8.4 Information will not be deemed “Confidential Information” if the Receiving Party can show such information: (a) is known to the Receiving Party prior to receipt from the Disclosing Party directly or indirectly from a source other than one having an obligation of confidentiality to the Disclosing Party; (b) becomes known (independently of disclosure by the Disclosing Party) to the Receiving Party directly or indirectly from a source other than one having an obligation of confidentiality to the Disclosing Party; or (c) becomes publicly known or otherwise ceases to be secret or confidential, except through a breach of this Agreement by the Receiving Party.
8.5 Each Party acknowledges that the Confidential Information constitutes valuable trade secrets and proprietary information of a Party, and each Party agrees that it will use the Confidential Information of the other Party solely in accordance with the provisions of this Agreement and it will not disclose, or permit to be disclosed, the same directly or indirectly, to any third party without the other Party’s prior written consent, except as otherwise permitted hereunder. Each Party will use at least reasonable measures to protect the confidentiality, misuse, and value of the other Party’s Confidential Information.

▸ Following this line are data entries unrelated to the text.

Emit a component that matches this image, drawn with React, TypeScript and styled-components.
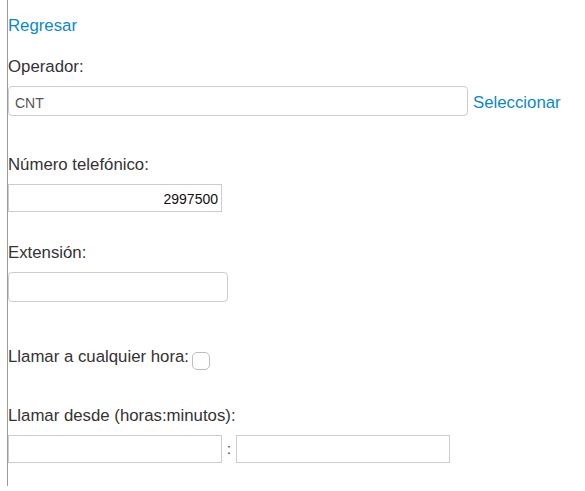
import React, { useState } from 'react';
import styled, { createGlobalStyle } from 'styled-components';

const GlobalStyle = createGlobalStyle`
  html, body {
    margin: 0;
    padding: 0;
    background: #fff;
  }
  body {
    font-family: "Liberation Sans", Arial, Helvetica, sans-serif;
  }
`;

const Page = styled.div`
  margin-left: 7px;
  border-left: 1px solid #9a9a9a;
  height: 486px;
  padding-top: 16px;
  box-sizing: border-box;
`;

const Link = styled.a`
  color: #0a88cc;
  font-size: 16.8px;
  line-height: 20px;
  text-decoration: none;
  cursor: pointer;
`;

const BackRow = styled.div`
  height: 20px;
  margin-bottom: 20px;
`;

const Field = styled.div<{ gap: number }>`
  margin-bottom: ${p => p.gap}px;
`;

const Label = styled.label`
  display: block;
  color: #333;
  font-size: 16.8px;
  line-height: 20px;
  padding-top: 1px;
  margin-bottom: 9px;
`;

const InlineLabel = styled.label`
  display: flex;
  align-items: center;
  color: #333;
  font-size: 16.8px;
  line-height: 20px;
  height: 20px;
  padding-top: 1px;
`;

const Row = styled.div`
  display: flex;
  align-items: baseline;
  gap: 5px;
`;

const TimeRow = styled.div`
  display: flex;
  align-items: center;
`;

const TextInput = styled.input<{ w: number; square?: boolean; right?: boolean }>`
  box-sizing: border-box;
  width: ${p => p.w}px;
  height: ${p => (p.square ? 28 : 30)}px;
  padding: ${p => (p.square ? '1px 3px 0' : '3px 6px 0')};
  border: 1px solid #cccccc;
  border-radius: ${p => (p.square ? 0 : 4)}px;
  font-family: "Liberation Sans", Arial, sans-serif;
  font-size: 14px;
  color: ${p => (p.square ? '#111' : '#555')};
  text-align: ${p => (p.right ? 'right' : 'left')};
  background: #fff;
  margin: 0;
  outline: none;
`;

const Colon = styled.span`
  width: 14px;
  text-align: center;
  font-size: 14px;
  color: #333;
`;

const Check = styled.input`
  appearance: none;
  width: 18px;
  height: 18px;
  margin: 8px 0 0 3px;
  border: 1px solid #bdbdbd;
  border-radius: 5px;
  background: #fff;
  cursor: pointer;

  &:checked {
    background: #0a88cc;
    border-color: #0a88cc;
  }
`;

export default function App() {
  const [anyTime, setAnyTime] = useState(false);

  return (
    <>
      <GlobalStyle />
      <Page>
        <BackRow>
          <Link>Regresar</Link>
        </BackRow>

        <Field gap={38}>
          <Label>Operador:</Label>
          <Row>
            <TextInput w={460} defaultValue="CNT" readOnly />
            <Link>Seleccionar</Link>
          </Row>
        </Field>

        <Field gap={30}>
          <Label>Número telefónico:</Label>
          <TextInput w={214} square right defaultValue="2997500" />
        </Field>

        <Field gap={44}>
          <Label>Extensión:</Label>
          <TextInput w={220} />
        </Field>

        <Field gap={38}>
          <InlineLabel>
            Llamar a cualquier hora:
            <Check
              type="checkbox"
              checked={anyTime}
              onChange={e => setAnyTime(e.target.checked)}
            />
          </InlineLabel>
        </Field>

        <Field gap={0}>
          <Label>Llamar desde (horas:minutos):</Label>
          <TimeRow>
            <TextInput w={214} square />
            <Colon>:</Colon>
            <TextInput w={214} square />
          </TimeRow>
        </Field>
      </Page>
    </>
  );
}
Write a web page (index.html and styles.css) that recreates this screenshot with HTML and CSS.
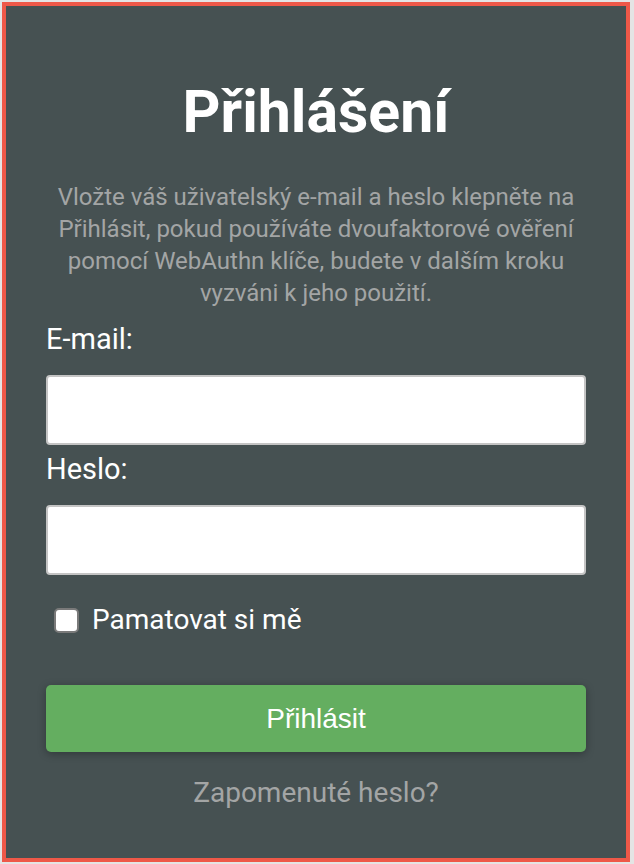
FILE: index.html
```html
<!DOCTYPE html>
<html lang="cs">
<head>
<meta charset="utf-8">
<title>Přihlášení</title>
<link rel="stylesheet" href="styles.css">
</head>
<body>
<div class="frame">
  <main class="login">
    <h1 class="title">Přihlášení</h1>
    <p class="desc">Vložte váš uživatelský e-mail a heslo klepněte na Přihlásit, pokud používáte dvoufaktorové ověření pomocí WebAuthn klíče, budete v dalším kroku vyzváni k jeho použití.</p>
    <form class="form">
      <label class="label" for="email">E-mail:</label>
      <input class="input" id="email" type="email">
      <label class="label label-second" for="pass">Heslo:</label>
      <input class="input" id="pass" type="password">
      <label class="remember"><span class="check"></span><span class="remember-text">Pamatovat si mě</span></label>
      <button class="btn" type="button">Přihlásit</button>
      <a class="forgot" href="#">Zapomenuté heslo?</a>
    </form>
  </main>
</div>
</body>
</html>
```
FILE: styles.css
```css
html, body {
  margin: 0;
  padding: 0;
}
body {
  background: #e4e4e4;
  width: 634px;
  height: 864px;
  padding: 2px;
  box-sizing: border-box;
  font-family: Roboto, "Noto Sans", sans-serif;
}
.frame {
  width: 628px;
  height: 860px;
  box-sizing: border-box;
  border: 4px solid #ee5848;
  background: #465152;
  padding: 74px 40px 0;
}
.login {
  display: flex;
  flex-direction: column;
}
.title {
  margin: 0;
  font-size: 59px;
  line-height: 64px;
  font-weight: 700;
  color: #ffffff;
  text-align: center;
}
.desc {
  margin: 37px 0 0;
  font-size: 24px;
  line-height: 32px;
  color: #a3a5a5;
  text-align: center;
}
.form {
  display: flex;
  flex-direction: column;
  margin-top: 13px;
}
.label {
  font-size: 29px;
  line-height: 35px;
  color: #ffffff;
  margin-bottom: 18px;
}
.label-second {
  margin-top: 7px;
}
.input {
  box-sizing: border-box;
  height: 70px;
  width: 100%;
  margin: 0;
  border: 2px solid #c4c4c4;
  border-radius: 4px;
  background: #ffffff;
}
.remember {
  display: flex;
  align-items: center;
  gap: 13px;
  margin-top: 29px;
  padding-left: 8px;
  color: #ffffff;
}
.check {
  box-sizing: border-box;
  width: 25px;
  height: 25px;
  border: 2px solid #7a7a7a;
  border-radius: 5px;
  background: #ffffff;
}
.remember-text {
  font-size: 28px;
  line-height: 32px;
}
.btn {
  margin-top: 49px;
  height: 67px;
  border: none;
  border-radius: 5px;
  background: #64ae60;
  color: #ffffff;
  font-family: "Liberation Sans", Arial, sans-serif;
  font-size: 28px;
  box-shadow: 0 2px 8px rgba(0, 0, 0, 0.3);
}
.forgot {
  align-self: center;
  margin-top: 24px;
  font-size: 28px;
  line-height: 34px;
  color: #a3a5a5;
  text-decoration: none;
}
```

8.6 Notwithstanding any provision of this Agreement, either Party may disclose the terms of this Agreement, in whole or in part (a) to its employees, officers, directors, professional advisers (e.g., attorneys, auditors, financial advisors, accountants and other professional representatives), existing and prospective investors or acquirers contemplating a potential investment in or acquisition of a Party, sources of debt financing, acquirers and/or subcontractors who have a need to know and are legally bound to keep such Confidential Information confidential by confidentiality obligations or, in the case of professional advisors, are bound by ethical duties to keep such Confidential Information confidential consistent with the terms of this Agreement; and (b) as reasonably deemed by a Party to be required by law (in which case the Receiving Party must provide the Disclosing Party with prior written notification thereof, sufficient for the Disclosing Party to contest such disclosure, and the Receiving Party must use reasonable efforts to minimize such disclosure to the extent permitted by applicable law).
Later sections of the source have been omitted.